MB : À l'origine, les Lumières visaient aussi à détruire les vieilles certitudes, les dogmes, les traditions, la foi. Mais après que toutes les vieilles idoles eurent été brisées, que restait-il d'autre à détruire ? Eh bien, disent les post-modernes : les fondements même des Lumières elles-mêmes ! Rationalité, vérité, progrès. Peut-on considérer le postmodernisme lui-même comme un enfant des Lumières, un enfant capricieux et rebelle ?

SN : Je pense que vous avez raison et le même problème se pose avec Adorno et Horkheimer. J'ai récemment échangé avec un spécialiste de leur célèbre Dialectique de la Raison, et qui défend la thèse selon laquelle tout leur projet commun visait au fond à déconstruire les fondements des Lumières, afin de construire de «nouvelles Lumières», sur de meilleurs fondements. Et là, j'ai demandé : pouvez-vous me montrer où exactement Adorno et Horkheimer défendent un tel projet ? Et sa réponse a été : «Eh bien, en fait, ils n'ont jamais écrit la deuxième partie !» (rires).
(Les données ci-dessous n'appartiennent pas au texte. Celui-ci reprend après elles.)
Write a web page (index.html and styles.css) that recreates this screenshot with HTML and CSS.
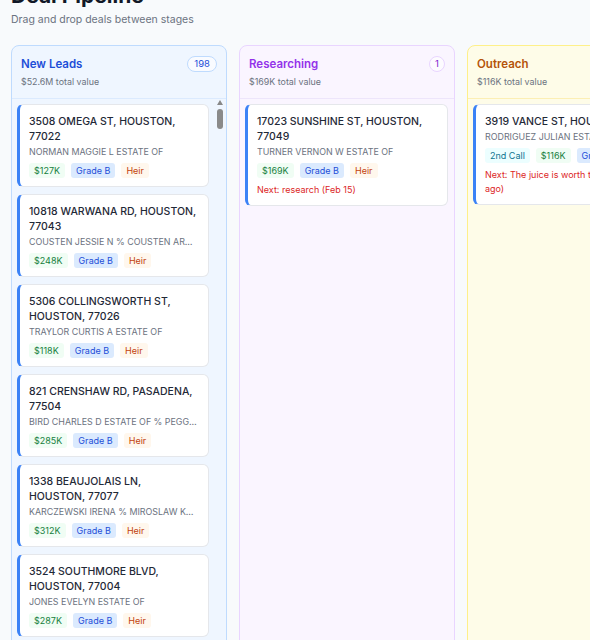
FILE: index.html
```html
<!DOCTYPE html>
<html>
<head>
<meta charset="utf-8">
<link rel="stylesheet" href="styles.css">
</head>
<body>
<div class="page">
  <header class="head">
    <h1 class="title">Deal Pipeline</h1>
    <p class="sub">Drag and drop deals between stages</p>
  </header>
  <div class="board">
    <section class="col col-blue">
      <div class="col-head">
        <div class="col-info">
          <div class="col-title">New Leads</div>
          <div class="col-total">$52.6M total value</div>
        </div>
        <span class="badge">198</span>
      </div>
      <div class="list list-scroll">
        <div class="card"><div class="addr">3508 OMEGA ST, HOUSTON, 77022</div><div class="owner">NORMAN MAGGIE L ESTATE OF</div><div class="chips"><span class="chip green">$127K</span><span class="chip blue">Grade B</span><span class="chip orange">Heir</span></div></div>
        <div class="card"><div class="addr">10818 WARWANA RD, HOUSTON, 77043</div><div class="owner">COUSTEN JESSIE N % COUSTEN ARTHUR</div><div class="chips"><span class="chip green">$248K</span><span class="chip blue">Grade B</span><span class="chip orange">Heir</span></div></div>
        <div class="card"><div class="addr">5306 COLLINGSWORTH ST, HOUSTON, 77026</div><div class="owner">TRAYLOR CURTIS A ESTATE OF</div><div class="chips"><span class="chip green">$118K</span><span class="chip blue">Grade B</span><span class="chip orange">Heir</span></div></div>
        <div class="card"><div class="addr">821 CRENSHAW RD, PASADENA, 77504</div><div class="owner">BIRD CHARLES D ESTATE OF % PEGGY BIRD</div><div class="chips"><span class="chip green">$285K</span><span class="chip blue">Grade B</span><span class="chip orange">Heir</span></div></div>
        <div class="card"><div class="addr">1338 BEAUJOLAIS LN, HOUSTON, 77077</div><div class="owner">KARCZEWSKI IRENA % MIROSLAW KARCZEWSKI</div><div class="chips"><span class="chip green">$312K</span><span class="chip blue">Grade B</span><span class="chip orange">Heir</span></div></div>
        <div class="card"><div class="addr">3524 SOUTHMORE BLVD, HOUSTON, 77004</div><div class="owner">JONES EVELYN ESTATE OF</div><div class="chips"><span class="chip green">$287K</span><span class="chip blue">Grade B</span><span class="chip orange">Heir</span></div></div>
        <div class="card"><div class="addr">7710 BELLFORT ST, HOUSTON, 77061</div><div class="owner">GARCIA MARIA ESTATE OF</div><div class="chips"><span class="chip green">$164K</span><span class="chip blue">Grade B</span><span class="chip orange">Heir</span></div></div>
      </div>
      <div class="fake-scroll"><span class="fs-arrow"></span><span class="fs-thumb"></span></div>
    </section>
    <section class="col col-purple">
      <div class="col-head">
        <div class="col-info">
          <div class="col-title">Researching</div>
          <div class="col-total">$169K total value</div>
        </div>
        <span class="badge">1</span>
      </div>
      <div class="list">
        <div class="card"><div class="addr">17023 SUNSHINE ST, HOUSTON, 77049</div><div class="owner">TURNER VERNON W ESTATE OF</div><div class="chips"><span class="chip green">$169K</span><span class="chip blue">Grade B</span><span class="chip orange">Heir</span></div><div class="next">Next: research (Feb 15)</div></div>
      </div>
    </section>
    <section class="col col-amber">
      <div class="col-head">
        <div class="col-info">
          <div class="col-title">Outreach</div>
          <div class="col-total">$116K total value</div>
        </div>
        <span class="badge">1</span>
      </div>
      <div class="list">
        <div class="card"><div class="addr nowrap">3919 VANCE ST, HOUSTON, 77026</div><div class="owner">RODRIGUEZ JULIAN ESTATE OF</div><div class="chips"><span class="chip cyan">2nd Call</span><span class="chip green">$116K</span><span class="chip blue">Grade B</span><span class="chip orange">Heir</span></div><div class="next">Next: The juice is worth the wait (3 days ago)</div></div>
      </div>
    </section>
  </div>
</div>
</body>
</html>
```
FILE: styles.css
```css
html { overflow: hidden; }
body {
  margin: 0;
  background: #f8fafc;
  font-family: Inter, "Noto Sans", sans-serif;
  color: #111827;
}
.page { padding: 0 11px; }
.head { margin-top: -18px; }
.title {
  margin: 0;
  font-size: 21px;
  line-height: 28px;
  font-weight: 700;
  color: #111827;
}
.sub {
  margin: 3px 0 0;
  font-size: 10.5px;
  line-height: 14px;
  color: #6b7280;
}
.board {
  display: flex;
  gap: 12px;
  margin-top: 18px;
  width: 900px;
}
.col {
  position: relative;
  flex: 0 0 216px;
  box-sizing: border-box;
  height: 620px;
  border: 1px solid;
  border-radius: 8px;
  display: flex;
  flex-direction: column;
  overflow: hidden;
}
.col-blue { background: #eff6ff; border-color: #bfdbfe; }
.col-purple { background: #faf5ff; border-color: #e9d5ff; }
.col-amber { background: #fefce8; border-color: #fef08a; }
.col-head {
  display: flex;
  justify-content: space-between;
  align-items: flex-start;
  padding: 9px 9px 9px 9px;
  border-bottom: 1px solid;
}
.col-blue .col-head { border-color: #dbeafe; }
.col-purple .col-head { border-color: #ede5fb; }
.col-amber .col-head { border-color: #fcefb4; }
.col-title {
  font-size: 11.5px;
  line-height: 18px;
  font-weight: 600;
}
.col-blue .col-title { color: #1d4ed8; }
.col-purple .col-title { color: #9333ea; }
.col-amber .col-title { color: #b45309; }
.col-total {
  margin-top: 2px;
  font-size: 8.9px;
  line-height: 14px;
  color: #6b7280;
}
.badge {
  margin-top: 1px;
  min-width: 16px;
  height: 16px;
  box-sizing: border-box;
  padding: 0 6px;
  border: 1px solid;
  border-radius: 9px;
  background: rgba(255,255,255,0.6);
  font-size: 9.5px;
  line-height: 14px;
  text-align: center;
}
.col-blue .badge { border-color: #bfdbfe; color: #1d4ed8; }
.col-purple .badge { border-color: #e9d5ff; color: #7e22ce; padding: 0 4px; }
.col-amber .badge { border-color: #fde68a; color: #b45309; padding: 0 4px; }
.list {
  flex: 1;
  overflow: hidden;
  padding: 5px 6px 6px 5px;
  display: flex;
  flex-direction: column;
  gap: 7px;
}
.list-scroll { padding-right: 17px; }
.fake-scroll {
  position: absolute;
  top: 54px;
  right: 2px;
  width: 8px;
}
.fs-arrow {
  display: block;
  width: 0;
  height: 0;
  margin: 0 auto;
  border-left: 3.5px solid transparent;
  border-right: 3.5px solid transparent;
  border-bottom: 5px solid #888;
}
.fs-thumb {
  display: block;
  width: 6px;
  height: 20px;
  margin: 4px auto 0;
  border-radius: 3px;
  background: #8a8a8a;
}
.card {
  flex: 0 0 auto;
  background: #fff;
  border: 1px solid #e5e7eb;
  border-left: 3px solid #3b82f6;
  border-radius: 6px;
  padding: 9px 10px 8px 9px;
}
.addr {
  font-size: 10.5px;
  line-height: 15px;
  font-weight: 500;
  color: #1f2937;
}
.nowrap { white-space: nowrap; overflow: hidden; }
.owner {
  font-size: 8.9px;
  line-height: 15px;
  color: #6b7280;
  white-space: nowrap;
  overflow: hidden;
  text-overflow: ellipsis;
}
.chips {
  display: flex;
  gap: 6px;
  margin-top: 4px;
  white-space: nowrap;
}
.chip {
  font-size: 9px;
  line-height: 11px;
  padding: 2px 5px;
  border-radius: 3px;
}
.green { background: #f0fdf4; color: #15803d; }
.blue { background: #dbeafe; color: #1d4ed8; }
.orange { background: #fff7ed; color: #c2410c; }
.cyan { background: #ecfeff; color: #0e7490; }
.next {
  margin-top: 5px;
  font-size: 9px;
  line-height: 14px;
  color: #dc2626;
}
```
MB : Essayons de suivre à la trace vos adversaires, d’adopter leurs perspectives, une fois encore. Certes, l'eurocentrisme n'a pas été «formellement» inventé par les Lumières. Mais n'est-il pas vrai, cependant, que les Occidentaux entendent imposer leurs valeurs et leurs normes au reste du monde ? Ne désirons-nous pas, par exemple, que le monde entier adopte la démocratie ? Un tel universalisme est tout à fait étranger, disons, à la civilisation chinoise. Aujourd'hui, la Chine est également accusée de colonialisme avec son initiative des «Nouvelles Routes de la Soie», mais une différence notable ne serait-elle pas qu'elle n'a aucunement l'intention d'imposer son propre système politique aux pays africains. Nous faisons cela, en revanche. Nous prétendons posséder certaines valeurs «universelles» dont nous pensons qu'elles ne sont pas négociables. Comment réagiriez-vous à ce type d’accusation ?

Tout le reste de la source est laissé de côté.